───── EXTRACTED INFORMATION

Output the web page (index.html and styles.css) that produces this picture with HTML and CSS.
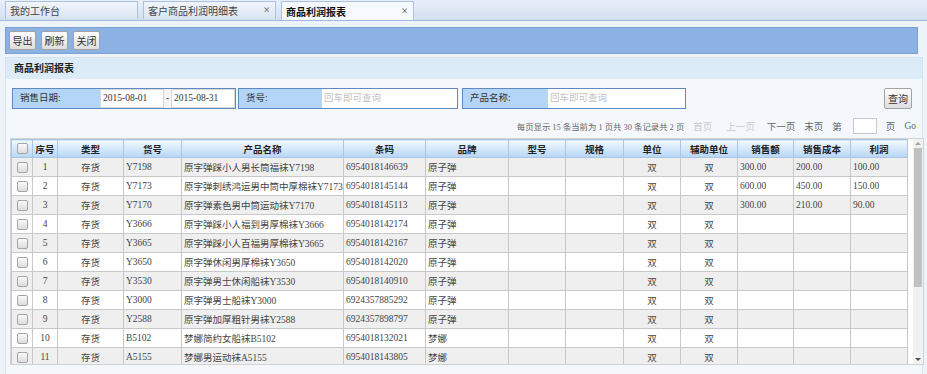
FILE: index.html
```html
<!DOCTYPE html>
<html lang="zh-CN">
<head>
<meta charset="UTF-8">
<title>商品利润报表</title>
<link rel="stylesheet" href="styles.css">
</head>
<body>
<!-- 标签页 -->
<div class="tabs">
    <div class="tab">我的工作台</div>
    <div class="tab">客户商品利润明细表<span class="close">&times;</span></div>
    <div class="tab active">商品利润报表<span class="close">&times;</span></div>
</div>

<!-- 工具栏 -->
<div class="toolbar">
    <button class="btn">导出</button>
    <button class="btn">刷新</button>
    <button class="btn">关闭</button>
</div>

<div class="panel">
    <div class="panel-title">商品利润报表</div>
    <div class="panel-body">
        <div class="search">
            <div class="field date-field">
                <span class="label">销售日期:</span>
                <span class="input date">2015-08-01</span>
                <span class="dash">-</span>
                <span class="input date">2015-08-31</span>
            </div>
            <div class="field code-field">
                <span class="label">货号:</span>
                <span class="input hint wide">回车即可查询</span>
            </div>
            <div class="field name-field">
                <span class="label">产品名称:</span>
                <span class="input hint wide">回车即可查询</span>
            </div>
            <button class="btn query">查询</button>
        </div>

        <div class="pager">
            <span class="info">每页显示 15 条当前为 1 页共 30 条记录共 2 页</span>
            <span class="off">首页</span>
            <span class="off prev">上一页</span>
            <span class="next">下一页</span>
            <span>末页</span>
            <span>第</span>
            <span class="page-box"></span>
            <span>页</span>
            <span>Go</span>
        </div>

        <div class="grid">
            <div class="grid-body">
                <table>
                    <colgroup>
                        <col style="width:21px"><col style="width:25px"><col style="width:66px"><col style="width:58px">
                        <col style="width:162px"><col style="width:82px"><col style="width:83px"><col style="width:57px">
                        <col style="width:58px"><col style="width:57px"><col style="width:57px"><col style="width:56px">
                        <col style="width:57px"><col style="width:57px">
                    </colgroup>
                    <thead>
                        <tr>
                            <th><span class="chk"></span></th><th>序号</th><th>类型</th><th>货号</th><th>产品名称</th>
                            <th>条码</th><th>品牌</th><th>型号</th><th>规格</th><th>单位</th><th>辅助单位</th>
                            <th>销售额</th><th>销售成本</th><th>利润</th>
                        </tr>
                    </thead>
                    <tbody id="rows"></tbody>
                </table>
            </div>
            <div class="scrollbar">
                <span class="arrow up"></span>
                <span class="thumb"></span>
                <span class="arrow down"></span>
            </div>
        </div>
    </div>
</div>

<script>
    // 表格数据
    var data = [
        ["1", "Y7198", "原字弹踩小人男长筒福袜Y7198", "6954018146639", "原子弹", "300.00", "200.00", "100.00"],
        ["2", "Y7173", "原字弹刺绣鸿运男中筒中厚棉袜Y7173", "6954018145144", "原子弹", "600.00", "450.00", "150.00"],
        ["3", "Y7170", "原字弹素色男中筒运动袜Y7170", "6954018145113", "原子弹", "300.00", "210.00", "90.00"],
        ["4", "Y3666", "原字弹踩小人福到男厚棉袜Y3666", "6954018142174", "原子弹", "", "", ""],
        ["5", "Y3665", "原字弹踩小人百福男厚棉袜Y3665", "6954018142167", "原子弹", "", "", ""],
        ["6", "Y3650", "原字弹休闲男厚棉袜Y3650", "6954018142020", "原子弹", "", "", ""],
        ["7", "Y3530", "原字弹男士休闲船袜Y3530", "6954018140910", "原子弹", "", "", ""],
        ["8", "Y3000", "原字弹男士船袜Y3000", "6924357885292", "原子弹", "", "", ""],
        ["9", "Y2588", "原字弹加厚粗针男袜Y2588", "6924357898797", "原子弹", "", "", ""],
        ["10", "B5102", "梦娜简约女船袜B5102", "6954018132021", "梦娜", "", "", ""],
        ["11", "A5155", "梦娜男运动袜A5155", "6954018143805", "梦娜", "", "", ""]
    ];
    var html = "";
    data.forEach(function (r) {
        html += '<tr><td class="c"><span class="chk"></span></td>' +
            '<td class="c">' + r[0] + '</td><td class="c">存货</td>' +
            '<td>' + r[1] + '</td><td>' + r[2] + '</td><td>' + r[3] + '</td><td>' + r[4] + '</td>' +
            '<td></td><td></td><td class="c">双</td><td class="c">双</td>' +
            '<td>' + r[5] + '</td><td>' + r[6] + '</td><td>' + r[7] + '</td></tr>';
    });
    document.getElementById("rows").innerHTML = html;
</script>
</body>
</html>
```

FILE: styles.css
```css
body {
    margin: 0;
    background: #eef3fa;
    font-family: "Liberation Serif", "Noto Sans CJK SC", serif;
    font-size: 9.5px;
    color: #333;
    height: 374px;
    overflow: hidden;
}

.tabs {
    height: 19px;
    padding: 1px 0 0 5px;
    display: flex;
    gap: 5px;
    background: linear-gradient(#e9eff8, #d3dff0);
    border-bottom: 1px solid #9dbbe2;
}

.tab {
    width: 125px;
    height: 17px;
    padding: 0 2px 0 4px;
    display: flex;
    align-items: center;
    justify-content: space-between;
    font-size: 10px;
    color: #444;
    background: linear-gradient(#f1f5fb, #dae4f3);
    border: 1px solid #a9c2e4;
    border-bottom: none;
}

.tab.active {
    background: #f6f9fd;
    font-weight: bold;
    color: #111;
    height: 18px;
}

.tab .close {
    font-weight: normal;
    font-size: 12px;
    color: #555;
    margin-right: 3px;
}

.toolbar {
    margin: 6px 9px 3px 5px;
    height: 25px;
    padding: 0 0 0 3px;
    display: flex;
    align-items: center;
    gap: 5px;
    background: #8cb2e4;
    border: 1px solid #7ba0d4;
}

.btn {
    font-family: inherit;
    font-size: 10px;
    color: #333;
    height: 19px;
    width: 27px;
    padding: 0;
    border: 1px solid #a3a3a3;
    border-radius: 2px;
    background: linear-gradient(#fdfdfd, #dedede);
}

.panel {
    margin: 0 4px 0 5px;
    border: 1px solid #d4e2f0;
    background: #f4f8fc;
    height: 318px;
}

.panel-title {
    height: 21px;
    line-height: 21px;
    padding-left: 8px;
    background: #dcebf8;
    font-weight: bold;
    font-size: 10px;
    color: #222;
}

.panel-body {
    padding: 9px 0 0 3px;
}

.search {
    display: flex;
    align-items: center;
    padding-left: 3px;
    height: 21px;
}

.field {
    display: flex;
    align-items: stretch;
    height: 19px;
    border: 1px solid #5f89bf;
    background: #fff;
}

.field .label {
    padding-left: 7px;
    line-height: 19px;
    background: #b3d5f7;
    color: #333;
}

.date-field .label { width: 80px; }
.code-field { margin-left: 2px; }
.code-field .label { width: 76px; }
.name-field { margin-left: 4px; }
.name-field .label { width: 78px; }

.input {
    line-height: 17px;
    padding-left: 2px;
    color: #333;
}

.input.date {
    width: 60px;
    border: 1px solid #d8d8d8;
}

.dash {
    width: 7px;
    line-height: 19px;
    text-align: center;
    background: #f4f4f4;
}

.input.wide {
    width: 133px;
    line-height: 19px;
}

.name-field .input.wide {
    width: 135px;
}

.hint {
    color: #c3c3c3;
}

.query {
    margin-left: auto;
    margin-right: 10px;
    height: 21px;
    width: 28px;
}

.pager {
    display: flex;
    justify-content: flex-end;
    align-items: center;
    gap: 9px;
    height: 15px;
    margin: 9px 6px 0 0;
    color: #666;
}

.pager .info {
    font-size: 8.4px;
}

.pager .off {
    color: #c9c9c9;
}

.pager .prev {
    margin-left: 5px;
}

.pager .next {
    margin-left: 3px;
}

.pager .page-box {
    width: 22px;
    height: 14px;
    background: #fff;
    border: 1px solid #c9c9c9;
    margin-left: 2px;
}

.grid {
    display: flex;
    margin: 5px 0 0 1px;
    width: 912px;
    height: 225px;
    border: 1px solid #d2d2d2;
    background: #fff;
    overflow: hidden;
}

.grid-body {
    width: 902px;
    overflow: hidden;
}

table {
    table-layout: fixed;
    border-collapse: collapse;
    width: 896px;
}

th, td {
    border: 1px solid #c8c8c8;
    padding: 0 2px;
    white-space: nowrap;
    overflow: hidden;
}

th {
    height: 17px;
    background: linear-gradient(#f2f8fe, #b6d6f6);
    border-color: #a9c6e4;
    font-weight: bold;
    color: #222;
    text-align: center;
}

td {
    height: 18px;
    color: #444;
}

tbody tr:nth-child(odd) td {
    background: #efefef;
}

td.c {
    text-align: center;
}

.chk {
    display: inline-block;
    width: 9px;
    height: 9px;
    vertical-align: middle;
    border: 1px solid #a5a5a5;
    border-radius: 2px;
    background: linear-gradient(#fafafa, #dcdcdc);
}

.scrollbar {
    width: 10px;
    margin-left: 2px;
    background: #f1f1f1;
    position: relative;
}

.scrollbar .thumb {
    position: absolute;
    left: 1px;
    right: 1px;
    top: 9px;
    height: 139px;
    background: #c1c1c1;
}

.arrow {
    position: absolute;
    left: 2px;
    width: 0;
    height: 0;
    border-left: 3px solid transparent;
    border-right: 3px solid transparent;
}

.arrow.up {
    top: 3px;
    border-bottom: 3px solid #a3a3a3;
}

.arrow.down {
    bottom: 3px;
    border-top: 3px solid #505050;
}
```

──────────
───── EXTRACTED INFORMATION

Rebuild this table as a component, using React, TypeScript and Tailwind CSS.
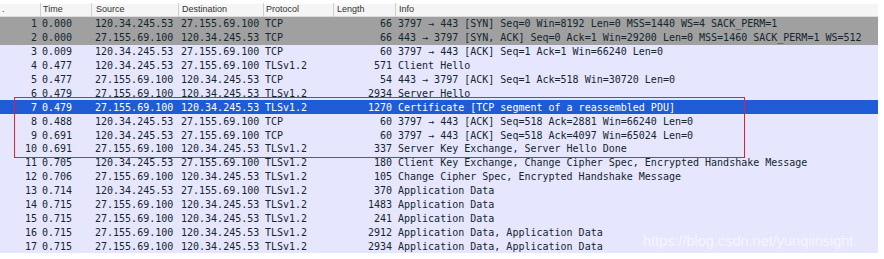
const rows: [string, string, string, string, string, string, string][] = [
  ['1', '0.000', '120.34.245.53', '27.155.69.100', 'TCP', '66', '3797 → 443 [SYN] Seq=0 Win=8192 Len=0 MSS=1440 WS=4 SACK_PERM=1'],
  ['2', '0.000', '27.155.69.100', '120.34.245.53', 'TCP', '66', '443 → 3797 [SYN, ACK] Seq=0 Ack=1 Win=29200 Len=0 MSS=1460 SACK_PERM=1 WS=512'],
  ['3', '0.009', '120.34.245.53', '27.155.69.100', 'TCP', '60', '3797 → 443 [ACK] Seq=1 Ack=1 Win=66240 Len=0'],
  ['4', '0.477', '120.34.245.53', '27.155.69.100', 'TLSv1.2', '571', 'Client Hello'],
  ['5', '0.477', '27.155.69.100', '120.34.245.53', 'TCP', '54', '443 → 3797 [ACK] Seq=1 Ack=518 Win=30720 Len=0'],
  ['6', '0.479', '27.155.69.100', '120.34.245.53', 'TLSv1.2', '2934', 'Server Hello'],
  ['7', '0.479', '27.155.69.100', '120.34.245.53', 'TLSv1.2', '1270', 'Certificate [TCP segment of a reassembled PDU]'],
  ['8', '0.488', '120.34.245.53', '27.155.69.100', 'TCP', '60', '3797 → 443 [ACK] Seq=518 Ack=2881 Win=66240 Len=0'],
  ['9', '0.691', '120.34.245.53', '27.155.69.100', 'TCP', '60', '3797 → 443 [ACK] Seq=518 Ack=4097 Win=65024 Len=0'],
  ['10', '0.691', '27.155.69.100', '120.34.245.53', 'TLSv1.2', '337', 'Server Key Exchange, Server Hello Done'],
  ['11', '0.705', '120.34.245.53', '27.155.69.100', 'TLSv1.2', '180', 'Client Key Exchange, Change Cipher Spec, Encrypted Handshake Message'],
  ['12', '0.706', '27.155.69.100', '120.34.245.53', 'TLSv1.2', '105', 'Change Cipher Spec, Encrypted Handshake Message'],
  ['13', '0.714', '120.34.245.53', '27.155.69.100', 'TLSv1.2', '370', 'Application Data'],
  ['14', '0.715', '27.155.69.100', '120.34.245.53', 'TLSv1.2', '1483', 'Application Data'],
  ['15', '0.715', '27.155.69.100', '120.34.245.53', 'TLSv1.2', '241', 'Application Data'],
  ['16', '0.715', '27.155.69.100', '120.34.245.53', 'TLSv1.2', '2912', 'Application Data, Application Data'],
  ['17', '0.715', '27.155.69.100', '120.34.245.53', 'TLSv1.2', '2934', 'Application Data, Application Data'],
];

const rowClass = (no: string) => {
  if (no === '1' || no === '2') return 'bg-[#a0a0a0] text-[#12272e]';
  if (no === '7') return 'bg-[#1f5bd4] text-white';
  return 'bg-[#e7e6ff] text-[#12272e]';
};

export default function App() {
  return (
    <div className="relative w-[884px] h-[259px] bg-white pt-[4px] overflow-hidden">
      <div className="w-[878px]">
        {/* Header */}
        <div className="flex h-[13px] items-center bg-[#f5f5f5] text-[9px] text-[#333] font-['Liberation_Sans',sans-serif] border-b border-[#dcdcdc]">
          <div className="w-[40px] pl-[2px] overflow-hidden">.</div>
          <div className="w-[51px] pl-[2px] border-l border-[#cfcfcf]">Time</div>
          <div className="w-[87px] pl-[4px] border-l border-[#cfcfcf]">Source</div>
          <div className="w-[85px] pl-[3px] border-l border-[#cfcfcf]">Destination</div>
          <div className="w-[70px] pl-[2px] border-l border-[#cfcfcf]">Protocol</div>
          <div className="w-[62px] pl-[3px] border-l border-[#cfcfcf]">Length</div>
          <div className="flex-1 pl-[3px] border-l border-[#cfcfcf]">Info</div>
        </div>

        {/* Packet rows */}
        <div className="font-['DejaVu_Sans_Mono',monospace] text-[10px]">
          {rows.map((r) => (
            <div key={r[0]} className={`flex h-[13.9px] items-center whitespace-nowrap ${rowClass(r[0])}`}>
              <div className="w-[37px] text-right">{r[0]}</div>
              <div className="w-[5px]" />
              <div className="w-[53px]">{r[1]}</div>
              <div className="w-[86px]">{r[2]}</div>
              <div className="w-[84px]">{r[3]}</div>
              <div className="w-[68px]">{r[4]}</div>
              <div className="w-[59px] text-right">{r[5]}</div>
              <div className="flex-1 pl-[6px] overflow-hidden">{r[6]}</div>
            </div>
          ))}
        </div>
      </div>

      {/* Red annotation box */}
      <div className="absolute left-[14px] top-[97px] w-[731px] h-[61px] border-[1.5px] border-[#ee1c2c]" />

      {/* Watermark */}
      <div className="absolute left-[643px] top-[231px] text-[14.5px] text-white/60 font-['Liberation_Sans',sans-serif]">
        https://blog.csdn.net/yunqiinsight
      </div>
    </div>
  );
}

──────────

Look through the records and gather every line containing "styles".

* **ANSWER BELOW**
Output the web page (index.html and styles.css) that produces this picture with HTML and CSS.
<link rel="stylesheet" href="styles.css">
FILE: styles.css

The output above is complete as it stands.